Regional road in Ireland

The R319 road is a regional road in County Mayo, Ireland. It is the main road to Achill Island from the rest of the country.

==Route==
The road is the main route onto Achill Island from the mainland (via the Michael Davitt Bridge) and connects the N59 at Mulranny (a national secondary road to the rest of Ireland) via Keel and Dooagh to Keem Strand on the island, 35 km away.

The first part of the route follows the Great Western Greenway, a former railway line extension from Westport towards Achill. It gets gradually narrower and windier as it approaches Keem Strand, ending with a series of hairpin bends before a car park next to the beach.

The first bridge over the Achill Sound was constructed in 1887. It was rebuilt in 1947 and again in 2008, the latter costing €5 million.

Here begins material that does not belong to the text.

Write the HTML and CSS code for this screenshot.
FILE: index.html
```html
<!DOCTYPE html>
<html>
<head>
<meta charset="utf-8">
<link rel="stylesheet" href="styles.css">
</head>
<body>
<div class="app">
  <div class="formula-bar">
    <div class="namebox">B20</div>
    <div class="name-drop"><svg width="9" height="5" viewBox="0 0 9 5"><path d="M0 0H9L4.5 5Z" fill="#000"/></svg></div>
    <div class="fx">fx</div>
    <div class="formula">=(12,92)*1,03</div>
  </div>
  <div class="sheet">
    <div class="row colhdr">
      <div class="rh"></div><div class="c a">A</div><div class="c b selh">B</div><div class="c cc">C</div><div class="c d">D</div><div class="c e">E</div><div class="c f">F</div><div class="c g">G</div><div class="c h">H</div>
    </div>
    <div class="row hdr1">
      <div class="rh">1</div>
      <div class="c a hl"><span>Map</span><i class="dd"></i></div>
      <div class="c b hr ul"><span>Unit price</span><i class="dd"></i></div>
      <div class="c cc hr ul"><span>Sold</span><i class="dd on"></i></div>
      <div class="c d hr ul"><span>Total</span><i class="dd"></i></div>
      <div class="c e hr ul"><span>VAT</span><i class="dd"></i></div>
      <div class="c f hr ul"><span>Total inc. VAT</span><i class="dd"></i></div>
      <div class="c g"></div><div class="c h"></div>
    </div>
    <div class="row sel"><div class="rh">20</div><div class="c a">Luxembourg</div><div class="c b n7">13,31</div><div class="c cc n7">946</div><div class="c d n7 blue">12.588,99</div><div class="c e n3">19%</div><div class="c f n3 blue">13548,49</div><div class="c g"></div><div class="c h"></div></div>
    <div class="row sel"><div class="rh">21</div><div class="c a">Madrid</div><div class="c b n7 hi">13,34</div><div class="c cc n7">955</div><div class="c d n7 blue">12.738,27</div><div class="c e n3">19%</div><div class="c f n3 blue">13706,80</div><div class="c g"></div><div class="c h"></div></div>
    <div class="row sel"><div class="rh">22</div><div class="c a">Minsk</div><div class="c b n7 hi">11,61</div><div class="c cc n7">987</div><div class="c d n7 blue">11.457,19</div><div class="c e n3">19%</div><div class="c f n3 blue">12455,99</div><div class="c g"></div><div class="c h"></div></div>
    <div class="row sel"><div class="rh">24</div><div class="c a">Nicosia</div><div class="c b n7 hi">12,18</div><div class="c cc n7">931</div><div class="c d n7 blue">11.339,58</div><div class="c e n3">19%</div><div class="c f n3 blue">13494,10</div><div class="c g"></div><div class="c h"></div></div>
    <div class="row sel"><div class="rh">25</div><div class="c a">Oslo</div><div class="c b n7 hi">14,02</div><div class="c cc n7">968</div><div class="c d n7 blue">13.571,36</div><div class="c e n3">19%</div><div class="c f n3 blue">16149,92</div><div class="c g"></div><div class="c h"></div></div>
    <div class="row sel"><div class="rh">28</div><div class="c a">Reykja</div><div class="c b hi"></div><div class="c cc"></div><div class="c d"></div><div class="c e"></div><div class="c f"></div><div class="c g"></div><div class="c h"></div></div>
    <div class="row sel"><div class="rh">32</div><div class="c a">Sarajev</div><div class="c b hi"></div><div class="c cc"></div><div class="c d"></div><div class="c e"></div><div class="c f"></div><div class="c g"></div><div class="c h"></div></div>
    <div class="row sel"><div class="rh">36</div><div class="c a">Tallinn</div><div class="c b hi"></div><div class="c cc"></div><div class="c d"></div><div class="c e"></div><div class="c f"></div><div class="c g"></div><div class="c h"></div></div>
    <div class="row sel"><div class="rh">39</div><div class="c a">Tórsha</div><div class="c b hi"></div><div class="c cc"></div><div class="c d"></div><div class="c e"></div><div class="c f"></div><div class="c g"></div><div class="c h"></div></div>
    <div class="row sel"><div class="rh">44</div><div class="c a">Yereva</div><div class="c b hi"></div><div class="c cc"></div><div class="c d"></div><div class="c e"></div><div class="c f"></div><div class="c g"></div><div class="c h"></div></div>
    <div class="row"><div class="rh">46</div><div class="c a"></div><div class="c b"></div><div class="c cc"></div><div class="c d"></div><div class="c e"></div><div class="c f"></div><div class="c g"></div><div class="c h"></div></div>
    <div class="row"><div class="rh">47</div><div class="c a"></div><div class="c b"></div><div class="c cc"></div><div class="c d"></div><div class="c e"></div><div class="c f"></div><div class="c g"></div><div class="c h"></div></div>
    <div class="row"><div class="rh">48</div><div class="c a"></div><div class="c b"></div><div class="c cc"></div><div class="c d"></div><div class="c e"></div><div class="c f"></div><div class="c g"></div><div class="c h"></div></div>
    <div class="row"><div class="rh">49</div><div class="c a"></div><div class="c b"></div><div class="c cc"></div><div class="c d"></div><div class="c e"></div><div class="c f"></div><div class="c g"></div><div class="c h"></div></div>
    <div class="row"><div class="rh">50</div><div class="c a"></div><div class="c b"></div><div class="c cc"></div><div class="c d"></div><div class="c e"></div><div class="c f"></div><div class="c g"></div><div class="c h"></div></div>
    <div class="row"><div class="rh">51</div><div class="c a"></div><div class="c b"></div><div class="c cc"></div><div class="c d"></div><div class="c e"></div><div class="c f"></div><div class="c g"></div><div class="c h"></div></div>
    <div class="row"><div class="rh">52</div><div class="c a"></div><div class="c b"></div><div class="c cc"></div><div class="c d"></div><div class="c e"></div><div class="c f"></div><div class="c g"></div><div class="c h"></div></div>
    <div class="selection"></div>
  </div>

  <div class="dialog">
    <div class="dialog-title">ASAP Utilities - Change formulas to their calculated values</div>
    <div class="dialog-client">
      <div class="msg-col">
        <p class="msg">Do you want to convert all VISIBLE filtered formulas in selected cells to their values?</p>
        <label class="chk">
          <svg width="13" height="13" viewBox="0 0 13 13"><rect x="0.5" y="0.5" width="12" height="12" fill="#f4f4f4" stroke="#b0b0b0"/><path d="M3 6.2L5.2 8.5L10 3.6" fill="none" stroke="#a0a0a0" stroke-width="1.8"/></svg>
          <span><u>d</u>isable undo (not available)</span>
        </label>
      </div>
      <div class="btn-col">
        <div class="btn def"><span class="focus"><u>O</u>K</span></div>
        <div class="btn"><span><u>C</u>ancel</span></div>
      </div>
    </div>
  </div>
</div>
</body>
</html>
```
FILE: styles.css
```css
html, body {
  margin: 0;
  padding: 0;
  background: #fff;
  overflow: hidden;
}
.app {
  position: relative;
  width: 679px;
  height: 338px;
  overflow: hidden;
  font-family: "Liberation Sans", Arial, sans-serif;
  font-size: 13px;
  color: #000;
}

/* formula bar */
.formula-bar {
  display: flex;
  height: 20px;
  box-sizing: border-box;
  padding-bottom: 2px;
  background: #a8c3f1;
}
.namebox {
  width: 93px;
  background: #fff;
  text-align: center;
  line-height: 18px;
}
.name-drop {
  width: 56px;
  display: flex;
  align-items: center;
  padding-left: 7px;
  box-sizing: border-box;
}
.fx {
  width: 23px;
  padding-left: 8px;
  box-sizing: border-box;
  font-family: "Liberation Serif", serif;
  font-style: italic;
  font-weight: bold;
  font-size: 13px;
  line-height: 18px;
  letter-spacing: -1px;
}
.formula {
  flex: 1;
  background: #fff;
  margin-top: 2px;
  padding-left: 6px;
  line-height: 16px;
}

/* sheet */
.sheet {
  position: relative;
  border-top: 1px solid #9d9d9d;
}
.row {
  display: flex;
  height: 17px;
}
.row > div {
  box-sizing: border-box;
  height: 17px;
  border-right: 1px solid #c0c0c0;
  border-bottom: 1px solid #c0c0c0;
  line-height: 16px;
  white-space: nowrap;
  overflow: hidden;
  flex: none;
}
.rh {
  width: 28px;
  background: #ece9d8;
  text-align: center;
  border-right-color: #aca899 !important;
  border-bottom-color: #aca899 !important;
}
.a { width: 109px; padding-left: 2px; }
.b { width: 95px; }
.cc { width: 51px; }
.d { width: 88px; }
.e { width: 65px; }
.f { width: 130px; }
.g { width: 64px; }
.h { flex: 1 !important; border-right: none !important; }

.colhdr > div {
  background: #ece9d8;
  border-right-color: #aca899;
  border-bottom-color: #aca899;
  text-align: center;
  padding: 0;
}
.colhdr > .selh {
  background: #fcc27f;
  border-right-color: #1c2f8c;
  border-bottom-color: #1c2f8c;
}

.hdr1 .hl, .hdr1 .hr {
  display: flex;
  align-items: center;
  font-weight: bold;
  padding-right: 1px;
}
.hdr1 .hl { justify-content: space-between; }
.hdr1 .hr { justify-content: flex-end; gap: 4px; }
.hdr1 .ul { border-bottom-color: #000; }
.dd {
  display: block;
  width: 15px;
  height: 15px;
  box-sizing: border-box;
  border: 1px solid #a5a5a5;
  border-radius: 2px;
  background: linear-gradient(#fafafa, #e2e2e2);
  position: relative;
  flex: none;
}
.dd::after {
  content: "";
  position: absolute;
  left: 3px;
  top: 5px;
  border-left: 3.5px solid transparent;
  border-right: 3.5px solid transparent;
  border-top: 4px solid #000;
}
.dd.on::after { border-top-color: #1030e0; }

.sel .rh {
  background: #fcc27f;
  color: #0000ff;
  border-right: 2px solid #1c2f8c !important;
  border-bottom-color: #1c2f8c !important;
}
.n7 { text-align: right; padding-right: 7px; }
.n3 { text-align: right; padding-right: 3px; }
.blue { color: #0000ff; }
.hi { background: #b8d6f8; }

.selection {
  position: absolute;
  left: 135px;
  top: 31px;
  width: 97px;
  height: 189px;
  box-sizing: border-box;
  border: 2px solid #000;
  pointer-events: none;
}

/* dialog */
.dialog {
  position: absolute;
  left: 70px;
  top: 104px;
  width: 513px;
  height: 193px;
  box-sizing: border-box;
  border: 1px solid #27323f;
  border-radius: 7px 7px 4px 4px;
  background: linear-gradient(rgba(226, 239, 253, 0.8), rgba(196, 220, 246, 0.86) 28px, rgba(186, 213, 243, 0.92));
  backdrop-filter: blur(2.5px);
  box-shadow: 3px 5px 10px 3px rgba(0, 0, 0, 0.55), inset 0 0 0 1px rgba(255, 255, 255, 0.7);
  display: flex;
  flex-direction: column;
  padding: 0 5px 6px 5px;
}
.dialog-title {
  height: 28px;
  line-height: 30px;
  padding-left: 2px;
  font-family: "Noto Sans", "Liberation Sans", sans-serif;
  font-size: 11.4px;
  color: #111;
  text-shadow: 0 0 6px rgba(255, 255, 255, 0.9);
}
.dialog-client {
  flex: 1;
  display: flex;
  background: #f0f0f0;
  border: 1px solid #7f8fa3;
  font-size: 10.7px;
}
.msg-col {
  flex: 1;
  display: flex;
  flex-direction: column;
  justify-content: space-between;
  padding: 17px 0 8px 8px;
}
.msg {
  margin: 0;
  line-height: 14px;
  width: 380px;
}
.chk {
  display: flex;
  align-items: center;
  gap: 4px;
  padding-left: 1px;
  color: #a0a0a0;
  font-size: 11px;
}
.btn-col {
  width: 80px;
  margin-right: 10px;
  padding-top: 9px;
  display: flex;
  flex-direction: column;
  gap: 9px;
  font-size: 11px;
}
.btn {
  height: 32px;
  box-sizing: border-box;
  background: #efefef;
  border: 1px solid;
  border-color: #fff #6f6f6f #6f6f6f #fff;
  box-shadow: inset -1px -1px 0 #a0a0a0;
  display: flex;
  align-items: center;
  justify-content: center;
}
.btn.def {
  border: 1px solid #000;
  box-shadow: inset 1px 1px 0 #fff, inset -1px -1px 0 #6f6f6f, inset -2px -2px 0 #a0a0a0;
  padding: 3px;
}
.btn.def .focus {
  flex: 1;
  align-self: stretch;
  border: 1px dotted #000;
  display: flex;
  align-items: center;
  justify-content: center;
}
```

The road is part of the Atlantic Drive on Achill Island, and popular with holidaymakers. The remainder of the Atlantic Drive route around Achill is signposted onto local roads where they follow the coastline more closely.

==Maintenance==
The road is narrow and uneven in places, and below the standard required for modern road traffic. In April 2017, the bridge between Mulranny and Tonragee was reduced to one lane of traffic as it had become unstable. Repairs were carried out throughout the year. A local councillor complained that the works were not considered important by the Department for Transport as it was only a regional road, as opposed to the nearby N59. In 2019, a local group petitioned the Department of Transport and Mayo County Council to urgently improve three bridges along the R319.

In 2023, the local council complained again about a lack of investment on the road. One councillor said it had "more humps and hollows than a camel’s back", explaining around €3 million was needed to bring the road up to acceptable safety standards.